— begin —

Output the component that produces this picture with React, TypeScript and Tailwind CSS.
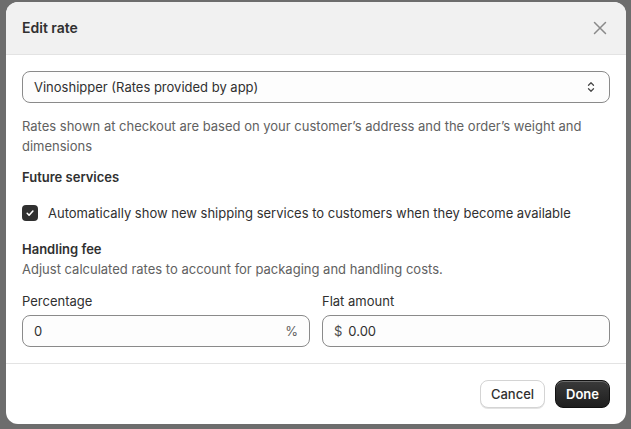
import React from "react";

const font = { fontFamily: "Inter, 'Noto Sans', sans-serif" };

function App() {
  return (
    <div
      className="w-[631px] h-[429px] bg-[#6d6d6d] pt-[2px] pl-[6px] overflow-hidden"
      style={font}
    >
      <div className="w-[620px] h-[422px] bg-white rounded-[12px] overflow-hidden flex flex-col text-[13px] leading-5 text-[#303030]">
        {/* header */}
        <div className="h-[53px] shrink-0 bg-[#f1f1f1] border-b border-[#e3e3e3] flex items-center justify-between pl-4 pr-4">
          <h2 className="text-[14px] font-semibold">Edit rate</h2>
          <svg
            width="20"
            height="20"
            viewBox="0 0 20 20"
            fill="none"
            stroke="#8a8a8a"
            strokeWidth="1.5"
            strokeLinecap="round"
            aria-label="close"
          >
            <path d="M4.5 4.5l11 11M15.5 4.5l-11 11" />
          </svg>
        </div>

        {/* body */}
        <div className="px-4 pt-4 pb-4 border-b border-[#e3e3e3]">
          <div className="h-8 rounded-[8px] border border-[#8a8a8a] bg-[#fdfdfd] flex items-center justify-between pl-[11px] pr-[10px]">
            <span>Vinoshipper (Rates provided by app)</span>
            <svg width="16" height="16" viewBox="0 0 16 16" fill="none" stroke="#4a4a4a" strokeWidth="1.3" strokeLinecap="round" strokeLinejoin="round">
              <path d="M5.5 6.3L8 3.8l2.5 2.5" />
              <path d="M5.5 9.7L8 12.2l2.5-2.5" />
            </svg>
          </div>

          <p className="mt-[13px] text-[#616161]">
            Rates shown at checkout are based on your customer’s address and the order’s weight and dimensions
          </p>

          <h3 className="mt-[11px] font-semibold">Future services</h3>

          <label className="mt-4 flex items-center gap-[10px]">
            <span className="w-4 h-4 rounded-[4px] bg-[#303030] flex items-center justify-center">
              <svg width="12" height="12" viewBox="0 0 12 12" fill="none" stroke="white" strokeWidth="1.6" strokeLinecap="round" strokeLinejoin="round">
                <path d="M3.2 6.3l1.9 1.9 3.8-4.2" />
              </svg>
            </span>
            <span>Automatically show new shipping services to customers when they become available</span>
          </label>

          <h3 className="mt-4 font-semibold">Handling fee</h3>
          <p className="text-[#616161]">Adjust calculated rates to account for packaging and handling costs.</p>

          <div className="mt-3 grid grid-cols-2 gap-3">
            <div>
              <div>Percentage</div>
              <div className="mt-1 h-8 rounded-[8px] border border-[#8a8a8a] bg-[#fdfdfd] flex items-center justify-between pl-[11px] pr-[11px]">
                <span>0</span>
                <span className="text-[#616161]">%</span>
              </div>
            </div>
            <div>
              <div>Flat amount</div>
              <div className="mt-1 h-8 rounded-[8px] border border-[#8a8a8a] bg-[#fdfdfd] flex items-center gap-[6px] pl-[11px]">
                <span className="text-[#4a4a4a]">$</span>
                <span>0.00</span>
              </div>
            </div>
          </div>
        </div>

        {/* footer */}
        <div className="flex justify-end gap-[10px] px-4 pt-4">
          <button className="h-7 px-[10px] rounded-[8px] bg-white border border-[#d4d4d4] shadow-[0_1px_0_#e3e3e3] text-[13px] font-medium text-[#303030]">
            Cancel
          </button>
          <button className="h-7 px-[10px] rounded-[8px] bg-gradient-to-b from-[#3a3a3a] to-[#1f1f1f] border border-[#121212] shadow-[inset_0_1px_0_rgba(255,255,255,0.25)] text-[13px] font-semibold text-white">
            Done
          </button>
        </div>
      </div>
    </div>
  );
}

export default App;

— end —

Scan the lines for the string "React". Pick out every line that has it.

Output the component that produces this picture with React, TypeScript and Tailwind CSS.
import React from "react";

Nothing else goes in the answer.